The golden age of youthful individualism came to full fruition in the sixties, with psychedelic drugs, music and lifestyles, student revolts, and rejection of authority in every part of life. That spirit of personal liberation was eventually transmuted by baby boomers not just into new creative spheres but into business, which became much more radical, decentralised, individualised and personally rewarding. The grey-suited, white-shirted, conformist ‘organisation man’ gave way to colourful semi-hippy entrepreneurs, doing their own thing, running their own show. Steve Jobs and Steve Wozniak founded Apple Computer and launched the Macintosh during a famous advertising slot in the 1984 Baseball World Series, in which the new computer was touted as the rebel alternative to Big Brother IBM. This was an explicit reference to George Orwell’s 1984, in which Big Brother, the dictator modelled on Stalin, crushed the spirit of Winston Smith, the ordinary citizen whose sole crime was to explore his individuality. Steve Wozniak later used the fortune he made from Apple to subsidise his favourite rock bands, before starting another high-tech venture.
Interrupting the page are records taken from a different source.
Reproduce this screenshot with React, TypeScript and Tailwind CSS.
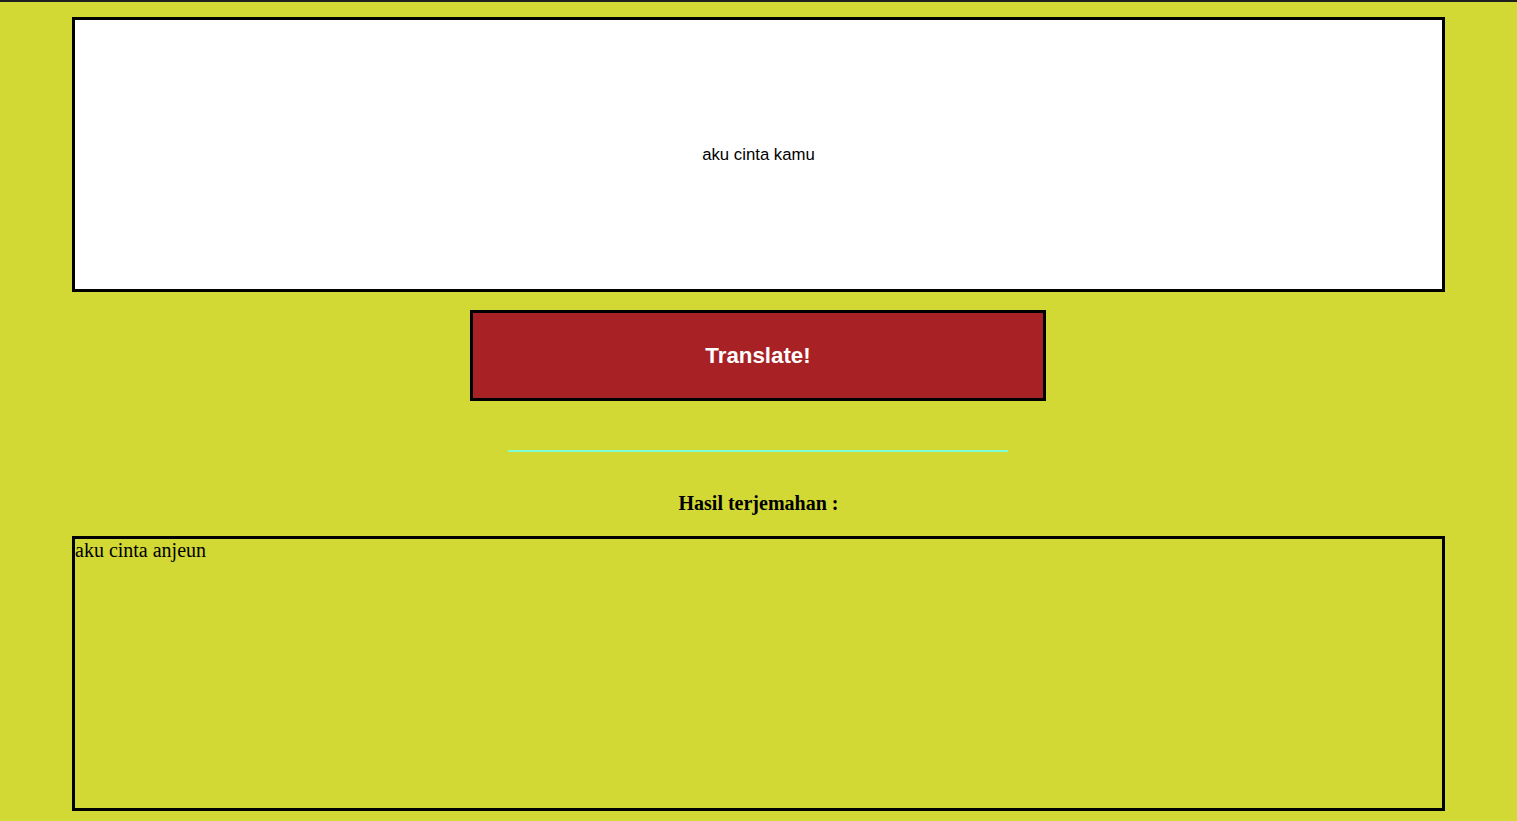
export default function App() {
  return (
    <div className="min-h-[821px] bg-[#d3d934] flex flex-col">
      <div className="h-[2px] bg-[#1f1f1f]" />
      <div className="mx-[72px] mt-[15px] h-[275px] border-[3px] border-black bg-white flex items-center justify-center">
        <span className="font-['Liberation_Sans',Arial,sans-serif] text-[16.75px] text-black">aku cinta kamu</span>
      </div>
      <div className="flex justify-center pr-[1px] mt-[18px]">
        <button className="w-[576px] h-[91px] border-[3px] border-black bg-[#a82225] text-white font-bold text-[22.3px] font-['Liberation_Sans',Arial,sans-serif]">
          Translate!
        </button>
      </div>
      <div className="flex justify-center pr-[1px] mt-[49px]">
        <div className="w-[500px] h-[2px] bg-[#7fffd4]" />
      </div>
      <h3 className="text-center mt-[40px] font-bold text-[20px] leading-[23px] font-['Liberation_Serif','Times_New_Roman',serif] text-black">
        Hasil terjemahan :
      </h3>
      <div className="mx-[72px] mt-[21px] h-[275px] border-[3px] border-black font-['Liberation_Serif','Times_New_Roman',serif] text-[20px] leading-[23px] text-black">
        aku cinta anjeun
      </div>
    </div>
  );
}
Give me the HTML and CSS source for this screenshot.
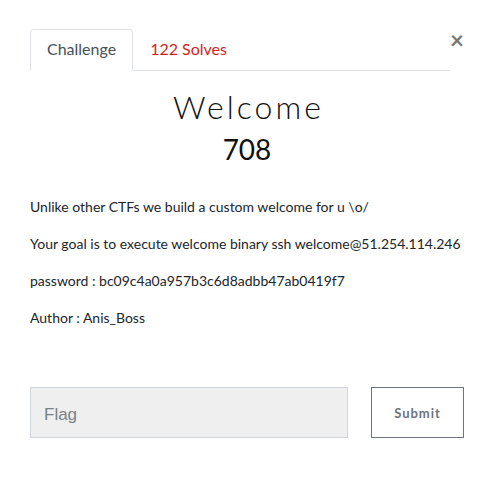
FILE: index.html
```html
<!DOCTYPE html>
<html>
<head>
<meta charset="utf-8">
<link rel="stylesheet" href="styles.css">
</head>
<body>
<div class="modal">
  <div class="header">
    <ul class="tabs">
      <li class="tab active">Challenge</li>
      <li class="tab solves">122 Solves</li>
    </ul>
    <button class="close" type="button">×</button>
  </div>
  <h2 class="name">Welcome</h2>
  <h3 class="value">708</h3>
  <div class="desc">
    <p>Unlike other CTFs we build a custom welcome for u \o/</p>
    <p>Your goal is to execute welcome binary ssh welcome@51.254.114.246</p>
    <p>password : bc09c4a0a957b3c6d8adbb47ab0419f7</p>
    <p>Author : Anis_Boss</p>
  </div>
  <form class="flag-row">
    <input class="flag" type="text" placeholder="Flag">
    <button class="submit" type="button">Submit</button>
  </form>
</div>
</body>
</html>
```
FILE: styles.css
```css
html, body {
  margin: 0;
  padding: 0;
  background: #fff;
}
body {
  font-family: Lato, "Noto Sans", sans-serif;
  color: #212529;
}
.modal {
  width: 434px;
  padding: 29px 30px 0;
}
.header {
  display: flex;
  align-items: flex-start;
}
.tabs {
  flex: 1;
  display: flex;
  list-style: none;
  margin: 0;
  padding: 0;
  border-bottom: 1px solid #dee2e6;
}
.tab {
  padding: 7px 16px 9px;
  font-size: 16px;
  line-height: 24px;
  border: 1px solid transparent;
  border-top-left-radius: 4px;
  border-top-right-radius: 4px;
  margin-bottom: -1px;
}
.tab.active {
  color: #495057;
  border-color: #dee2e6 #dee2e6 #fff;
  background: #fff;
}
.tab.solves {
  color: #d11f1f;
}
.close {
  border: 0;
  background: none;
  padding: 0;
  margin: 0;
  width: 14px;
  font-family: Lato, sans-serif;
  font-size: 24px;
  font-weight: 700;
  line-height: 20px;
  color: #777;
  display: flex;
  justify-content: center;
  margin-top: 1px;
}
.name {
  margin: 17px 0 0;
  padding-left: 3px;
  text-align: center;
  font-family: Lato, sans-serif;
  font-weight: 300;
  font-size: 32px;
  line-height: 38px;
  letter-spacing: 3px;
  color: #111;
}
.value {
  margin: 6px 0 0;
  text-align: center;
  font-size: 28px;
  font-weight: 400;
  line-height: 34px;
  color: #111;
}
.desc {
  margin-top: 30px;
  font-size: 14px;
  line-height: 21px;
  color: #212529;
}
.desc p {
  margin: 0 0 16px;
}
.flag-row {
  margin-top: 59px;
  display: grid;
  grid-template-columns: 318px 93px;
  column-gap: 23px;
}
.flag {
  box-sizing: border-box;
  height: 51px;
  background: #efefef;
  border: 1px solid #ced4da;
  padding: 4px 13px 0;
  font-family: "Liberation Sans", Arial, sans-serif;
  font-size: 17px;
  color: #495057;
}
.flag::placeholder {
  color: #7b8086;
}
.submit {
  box-sizing: border-box;
  height: 51px;
  background: #fff;
  border: 1px solid #6c757d;
  font-family: Lato, sans-serif;
  font-weight: 700;
  font-size: 13px;
  letter-spacing: 1px;
  color: #6c757d;
}
```
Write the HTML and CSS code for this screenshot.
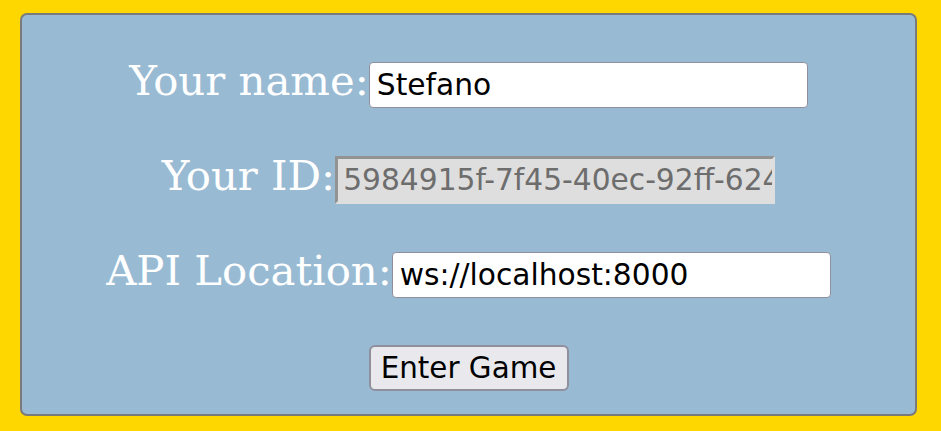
FILE: index.html
```html
<!DOCTYPE html>
<html>
<head>
<meta charset="utf-8">
<link rel="stylesheet" href="styles.css">
</head>
<body>
<div class="panel">
  <div class="row"><label class="lbl">Your name:</label><input class="field" type="text" value="Stefano"></div>
  <div class="row"><label class="lbl">Your ID:</label><input class="field field-id" type="text" value="5984915f-7f45-40ec-92ff-6244e1b7c3d2" disabled></div>
  <div class="row"><label class="lbl">API Location:</label><input class="field" type="text" value="ws://localhost:8000"></div>
  <div class="row row-btn"><button class="btn">Enter Game</button></div>
</div>
</body>
</html>
```
FILE: styles.css
```css
html, body {
  margin: 0;
  padding: 0;
  background: #ffd700;
}
body {
  padding: 13px 24px 15px 20px;
  height: 431px;
  box-sizing: border-box;
}
.panel {
  background: #98bad3;
  border: 2px solid #7a7a7a;
  border-radius: 7px;
  height: 100%;
  box-sizing: border-box;
  padding-top: 47px;
}
.row {
  display: flex;
  justify-content: center;
  align-items: center;
  height: 45px;
  margin-bottom: 50px;
}
.lbl {
  font-family: "DejaVu Serif", serif;
  font-size: 41.8px;
  line-height: 45px;
  color: #fff;
  padding-bottom: 8px;
}
.field {
  font-family: "DejaVu Sans", sans-serif;
  font-size: 29.7px;
  width: 439px;
  height: 46px;
  box-sizing: border-box;
  border: 1px solid #8f8f9d;
  border-radius: 4px;
  padding: 0 7px;
  background: #fff;
  color: #000;
  margin: 0;
}
.field-id {
  border: 3px solid;
  border-color: #939393 #dedede #dedede #939393;
  border-radius: 0;
  background: #dedede;
  color: #6d6d6d;
  height: 48px;
  width: 440px;
  padding: 0 0 0 5px;
}
.row-btn {
  margin-top: -2px;
}
.btn {
  font-family: "DejaVu Sans", sans-serif;
  font-size: 29.4px;
  width: 200px;
  height: 46px;
  background: #e9e9ed;
  border: 2px solid #8f8f9d;
  border-radius: 6px;
  color: #000;
  padding: 0;
}
```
Individualism–painful and pointless as it could often be–replaced the image of the hapless victim crushed by the heartless organisation. Since then the view that everyone can take charge of their life, realising their own success and happiness, has had a good run, becoming pretty universal. Don’t you feel that you have a self, that you have inner depths, in almost the same way that you have arms and legs? Don’t you feel that your personality can be developed in any way that you choose, that you can rise above whatever your parents achieved or strike out on new, personal paths? In our society, ‘I did it my way’ is not just a line from a song but the title of endless autobiographies, because we feel an automatic identification with the individualist, the maverick, the rebel. Everything has become personalised–we have personal computers, personal trainers, personal iPods. This is a universe away from Chaplin’s revolving wheel, and the fate of humanity generally down the ages.

But here’s the thing. Just as control by society was replaced by control by the self, another huge change is coming–indeed, it is already here, but we are only beginning to appreciate it. Consider this for a moment–when youth culture catapulted around the world, often in highly subversive ways and without the help of official media, how did the same dirty jokes and sexual lore suddenly turn up everywhere, decades before the Internet had been invented? How, in 1968, did identikit student revolts spread from California to Paris to Tokyo and, in paler imitations, to thousands of other campuses within a matter of days? The following year, how was it that several hundred thousand young people suddenly converged on the muddy fields of Woodstock, in the middle of nowhere, when there was no advertising, no promotion, no television coverage? What is the paradox of identical individualism, of feeling pressured to do your own thing, of ‘groupthink’ masquerading as personal discovery? How do fads–from hula-hoops to hoodies–explode and then fade away?

The search for individual expression is genuine enough, but it takes place within groups and it is spread by networks. And, in many ways, networks are the antithesis of the lone individual. Even when they are spontaneous and anarchic in origin, networks favour big concentrations and bind people together in ways that no individual intended or can control. The World Wide Web may be democratic and open to all, but a few websites get the lion’s share of its traffic, and a very small number of people get most of the financial rewards, usually to their immense surprise. Nobody intended that to happen; and nobody can prevent it. It’s just the strange way of networks.

So it’s pretty clear that complete individualism is something of a delusion. It’s important, it’s valid, it’s liberating and it’s changed the world–mainly, in our opinion, for the better. But it’s not the full picture. It’s not a reliable guide to how the world works. To understand our world, we need a new way of thinking–which is what this book aims to provide.

This time the academics–a new type of scientist–have already done the heavy lifting for us. Now we should follow them into a world where our individual efforts are only part of the picture, a place where our success and happiness are determined by far more than our own talents and achievements. This is still a world of individuals, but it’s also a world of networks–the hidden background that shapes our lives. It’s a strange land, puzzling and confounding, but it’s also very exciting. Whereas the heroic individualism of Dean and Brando gives us the illusion of determining our fate, the new territory we’re about to explore shows the strings that are tugging us this way and that. By understanding the real nature of our world, by cooperating with the network forces around us and harnessing them to our ends, we can swap the delusion that we can control the world as individuals for the reality of creation, in collaboration with other people. When we understand our century’s network society properly, we can run our lives slightly differently and benefit enormously. For example, we’ll see that maintaining a large circle of casual acquaintances who come from different backgrounds with contrasting attitudes and lifestyles, or who live a long way from us, can provide knowledge and insights that have the potential to change our lives. We’ll also see how vital it is to choose the people we collaborate with much more carefully than most of us do. And once we understand the insidious way that groups can operate, we’ll be much more cautious about thinking in the same way as our colleagues, or about staying in an organisation (or a relationship) that makes us unhappy.